Have I mentioned snow? And wind, for that matter. Oh, hell, let's not pussyfoot around. The correct word for what I need to describe is: blizzard. Actually, blizzards. That's blizzards, as in more than one, and even more than two. When you get right down to it, it was more than three or four but, hey, you stop counting after a certain point. I mean, why bother counting things like 92mph wind gusts -- especially if you have any intention of going outside?

Locals were saying that it had been at least 50 years since Park City had experienced anything like this current white-out. "Perfect ski conditions" trumpeted all the newscasters. At least perfect for those crazy enough not to mind all the wind and near-zero visibility. So, adding to the approximately 9,000 film fest attendees crammed into the cozy resort community, ski nuts poured in on top of everything else. Transportation became hellish; the festival shuttle buses were overwhelmed by the population mass combined with the sheer difficulty of getting around. All those cellular phone toters were also invariably driving rented cars and, meanwhile, the snow just kept coming.

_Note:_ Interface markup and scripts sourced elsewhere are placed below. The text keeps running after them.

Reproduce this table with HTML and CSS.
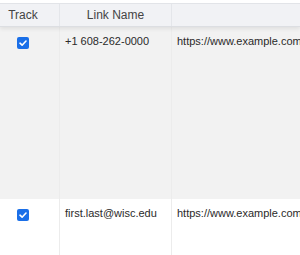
FILE: index.html
```html
<!DOCTYPE html>
<html>
<head>
<meta charset="utf-8">
<link rel="stylesheet" href="styles.css">
</head>
<body>
<div class="table">
  <div class="head">
    <div class="cell c1 hcell">Track</div>
    <div class="cell c2 hcell">Link Name</div>
    <div class="cell c3 hcell"></div>
  </div>
  <div class="row row-alt">
    <div class="cell c1"><span class="check"><svg viewBox="0 0 12 12" width="12" height="12"><rect x="0" y="0" width="12" height="12" rx="2" fill="#1a6fe8"/><path d="M3 6.2 L5.1 8.2 L9 4" fill="none" stroke="#fff" stroke-width="1.6" stroke-linecap="round" stroke-linejoin="round"/></svg></span></div>
    <div class="cell c2">+1 608-262-0000</div>
    <div class="cell c3">https://www.example.com</div>
  </div>
  <div class="row">
    <div class="cell c1"><span class="check"><svg viewBox="0 0 12 12" width="12" height="12"><rect x="0" y="0" width="12" height="12" rx="2" fill="#1a6fe8"/><path d="M3 6.2 L5.1 8.2 L9 4" fill="none" stroke="#fff" stroke-width="1.6" stroke-linecap="round" stroke-linejoin="round"/></svg></span></div>
    <div class="cell c2">first.last@wisc.edu</div>
    <div class="cell c3">https://www.example.com</div>
  </div>
</div>
</body>
</html>
```
FILE: styles.css
```css
html, body {
  margin: 0;
  padding: 0;
  background: #fff;
  overflow: hidden;
}
body {
  font-family: "Liberation Sans", Arial, sans-serif;
  color: #333;
  padding-top: 3px;
}
.table {
  width: 100%;
  overflow: hidden;
}
.head {
  display: grid;
  grid-template-columns: 60px 112px 1fr;
  height: 22px;
  background: #f1f2f5;
  border-top: 1px solid #e2e4e8;
  border-bottom: 1px solid #dcdee2;
  box-shadow: 0 2px 4px rgba(0,0,0,0.08);
  position: relative;
  z-index: 1;
}
.hcell {
  font-size: 12px;
  color: #444;
  text-align: center;
  line-height: 22px;
}
.head .c1 {
  padding-right: 13px;
}
.head .c1, .head .c2 {
  border-right: 1px solid #e4e6ea;
}
.row {
  display: grid;
  grid-template-columns: 60px 112px 1fr;
  background: #fff;
}
.row-alt {
  background: #f2f2f2;
  height: 172px;
}
.row:not(.row-alt) {
  height: 60px;
}
.row .c1, .row .c2 {
  border-right: 1px solid #ececec;
}
.row .cell {
  font-size: 11px;
  color: #2a2a2a;
  padding-top: 8px;
  padding-left: 5px;
  white-space: nowrap;
  overflow: hidden;
}
.row .c1 {
  padding-left: 0;
  padding-right: 13px;
  display: flex;
  justify-content: center;
  padding-top: 10px;
}
.check {
  display: block;
  width: 12px;
  height: 12px;
}
.check svg {
  display: block;
}
```
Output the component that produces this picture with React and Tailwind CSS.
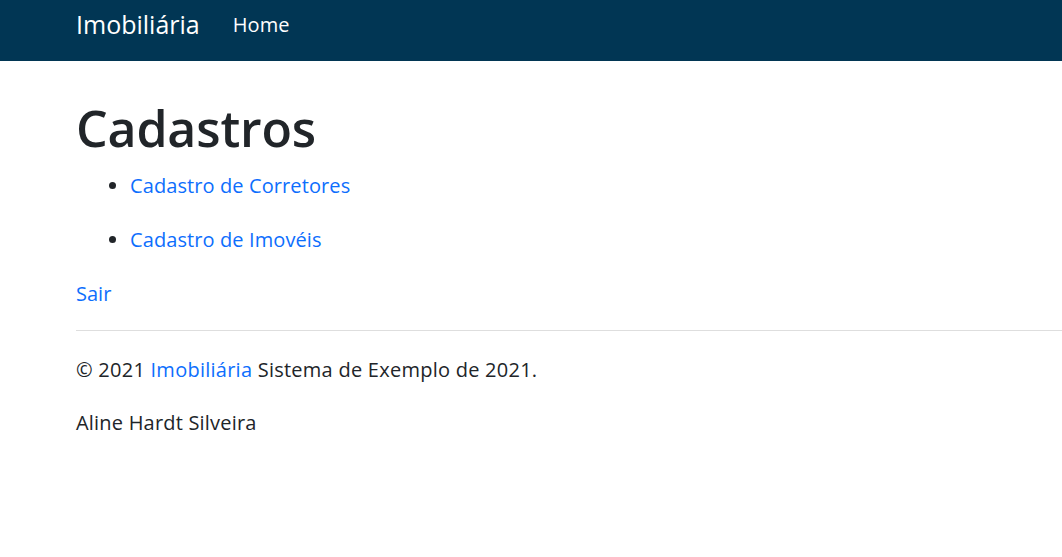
export default function App() {
  const font = { fontFamily: '"Segoe UI", "Open Sans", "Noto Sans", sans-serif' };
  return (
    <div className="min-h-[557px] bg-white text-[#212529]" style={font}>
      <nav className="h-[61px] bg-[#013654] flex items-center pl-[76px]">
        <span className="text-white text-[25px] leading-[30px] -mt-[13px]">Imobiliária</span>
        <span className="text-white text-[20px] leading-[30px] ml-[33px] -mt-[12px] tracking-[0.1px]">Home</span>
      </nav>
      <main className="pl-[76px]">
        <h1 className="text-[50px] leading-[60px] font-semibold mt-[37px] tracking-[-0.15px]">Cadastros</h1>
        <ul className="list-disc pl-[54px] mt-[13px] text-[20px] leading-[30px] flex flex-col gap-[24px] tracking-[0.1px]">
          <li><a className="text-[#0d6efd]">Cadastro de Corretores</a></li>
          <li><a className="text-[#0d6efd]">Cadastro de Imovéis</a></li>
        </ul>
        <p className="mt-[24px] text-[20px] leading-[30px]"><a className="text-[#0d6efd]">Sair</a></p>
        <hr className="mt-[21px] border-t border-[#dedede]" />
        <p className="mt-[24px] text-[20px] leading-[30px] tracking-[0.25px]">© 2021 <a className="text-[#0d6efd]">Imobiliária</a> Sistema de Exemplo de 2021.</p>
        <p className="mt-[23px] text-[20px] leading-[30px] tracking-[0.2px]">Aline Hardt Silveira</p>
      </main>
    </div>
  );
}
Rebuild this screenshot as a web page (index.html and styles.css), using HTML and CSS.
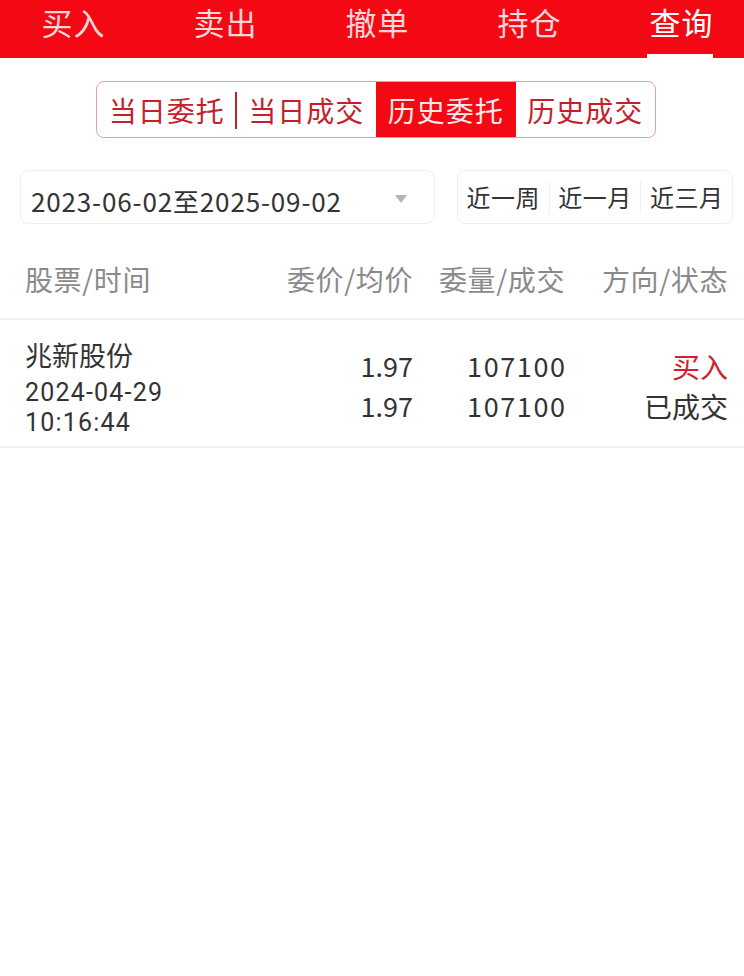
FILE: index.html
```html
<!DOCTYPE html>
<html>
<head>
  <meta charset="UTF-8">
  <title>查询</title>
  <link rel="stylesheet" href="styles.css">
</head>
<body>
  <nav class="top-nav">
    <span class="nav-tab">买入</span>
    <span class="nav-tab">卖出</span>
    <span class="nav-tab">撤单</span>
    <span class="nav-tab">持仓</span>
    <span class="nav-tab active">查询</span>
  </nav>

  <div class="segment">
    <span class="seg-item divider">当日委托</span>
    <span class="seg-item">当日成交</span>
    <span class="seg-item active">历史委托</span>
    <span class="seg-item">历史成交</span>
  </div>

  <div class="filter-row">
    <div class="date-box">
      <span class="date-text">2023-06-02至2025-09-02</span>
      <span class="caret"></span>
    </div>
    <div class="range-box">
      <span class="range-item">近一周</span>
      <span class="range-item">近一月</span>
      <span class="range-item">近三月</span>
    </div>
  </div>

  <div class="table-head">
    <span class="col-name">股票/时间</span>
    <span class="col-num">委价/均价</span>
    <span class="col-num">委量/成交</span>
    <span class="col-num">方向/状态</span>
  </div>

  <div class="table-row">
    <div class="col-name">
      <div class="stock-name">兆新股份</div>
      <div class="stock-time">2024-04-29</div>
      <div class="stock-time">10:16:44</div>
    </div>
    <div class="col-num cell-pair">
      <span>1.97</span>
      <span>1.97</span>
    </div>
    <div class="col-num cell-pair wide">
      <span>107100</span>
      <span>107100</span>
    </div>
    <div class="col-num cell-pair status">
      <span class="buy">买入</span>
      <span>已成交</span>
    </div>
  </div>
</body>
</html>
```

FILE: styles.css
```css
body {
  margin: 0;
  font-family: "Noto Sans CJK SC", "Noto Sans", sans-serif;
  background-color: #fff;
  color: #333;
}

.top-nav {
  display: flex;
  gap: 87px;
  height: 58px;
  padding-left: 41px;
  background-color: #f40814;
}

.nav-tab {
  position: relative;
  width: 65px;
  font-size: 31px;
  line-height: 44px;
  color: #fbd6d8;
  text-align: center;
  letter-spacing: 1px;
}

.nav-tab.active {
  color: #fff;
}

.nav-tab.active::after {
  content: "";
  position: absolute;
  left: -2px;
  right: 1px;
  bottom: 0;
  height: 4px;
  background-color: #fff;
}

.segment {
  display: flex;
  width: 558px;
  height: 55px;
  margin: 23px 0 0 96px;
  border: 1px solid #dba3a7;
  border-radius: 8px;
  overflow: hidden;
}

.seg-item {
  position: relative;
  flex: 1;
  display: flex;
  align-items: center;
  justify-content: center;
  font-size: 28px;
  letter-spacing: 1px;
  color: #c41f2b;
}

.seg-item.divider::after {
  content: "";
  position: absolute;
  right: 0;
  top: 10px;
  bottom: 8px;
  width: 2px;
  background-color: #c41f2b;
}

.seg-item.active {
  background-color: #f40814;
  color: #fde8e9;
}

.filter-row {
  display: flex;
  justify-content: space-between;
  margin: 32px 11px 0 20px;
}

.date-box {
  display: flex;
  align-items: center;
  justify-content: space-between;
  width: 415px;
  height: 54px;
  padding: 0 27px 0 10px;
  box-sizing: border-box;
  border: 1px solid #efefef;
  border-radius: 8px;
}

.date-text {
  font-size: 26px;
  color: #333;
  letter-spacing: 0.85px;
  padding-top: 6px;
}

.caret {
  width: 0;
  height: 0;
  border-left: 6px solid transparent;
  border-right: 6px solid transparent;
  border-top: 8px solid #b5b5b5;
  margin-top: 4px;
}

.range-box {
  display: flex;
  align-items: center;
  width: 276px;
  height: 54px;
  box-sizing: border-box;
  border: 1px solid #efefef;
  border-radius: 8px;
}

.range-item {
  flex: 1;
  text-align: center;
  font-size: 24px;
  line-height: 34px;
  letter-spacing: 0.5px;
  color: #333;
  border-left: 1px solid #f0f0f0;
}

.range-item:first-child {
  border-left: none;
}

.table-head,
.table-row {
  display: grid;
  grid-template-columns: 1fr 140px 152px 163px;
  padding: 0 16px 0 25px;
}

.table-head {
  align-items: center;
  height: 96px;
  padding-top: 16px;
  box-sizing: border-box;
  font-size: 28px;
  letter-spacing: 0.6px;
  color: #8a8a8a;
  border-bottom: 2px solid #f2f2f2;
}

.table-head .col-num,
.table-row .col-num {
  text-align: right;
}

.table-row {
  height: 126px;
  border-bottom: 2px solid #f2f2f2;
}

.stock-name {
  margin-top: 17px;
  margin-bottom: 5px;
  font-size: 27px;
  line-height: 36px;
  color: #333;
}

.stock-time {
  font-family: Roboto, "Noto Sans", sans-serif;
  font-size: 25px;
  line-height: 30px;
  letter-spacing: 1.2px;
  color: #333;
}

.cell-pair {
  display: flex;
  flex-direction: column;
  align-items: flex-end;
  padding-top: 26px;
  font-size: 27px;
  line-height: 40px;
  color: #333;
}

.cell-pair.wide span {
  letter-spacing: 1.6px;
  margin-right: -1.6px;
}

.cell-pair.status {
  font-size: 28px;
}

.buy {
  color: #d0222e;
}
```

I could go on and on here about the weather. But the only point that really needs to be made, however, is that in January, blizzards in Utah are about as common as cedar fever in Austin. You work around it or get out. Yet weather conditions cut back on the feasibility of seeing as many films as one would have liked. And the ever-growing number of visitors made the ability to score tickets into a modern art form. Standing in lines waiting for tickets, waiting for buses, and insurmountable commute times for implementing fallback plans -- all these remain, for me, key memories of Sundance '96. All these are problems that will continue as the festival size rampantly outgrows its infrastructure. Yet I also remember the excitement and camaraderie of strangers huddling together hoping to find magic in the dark.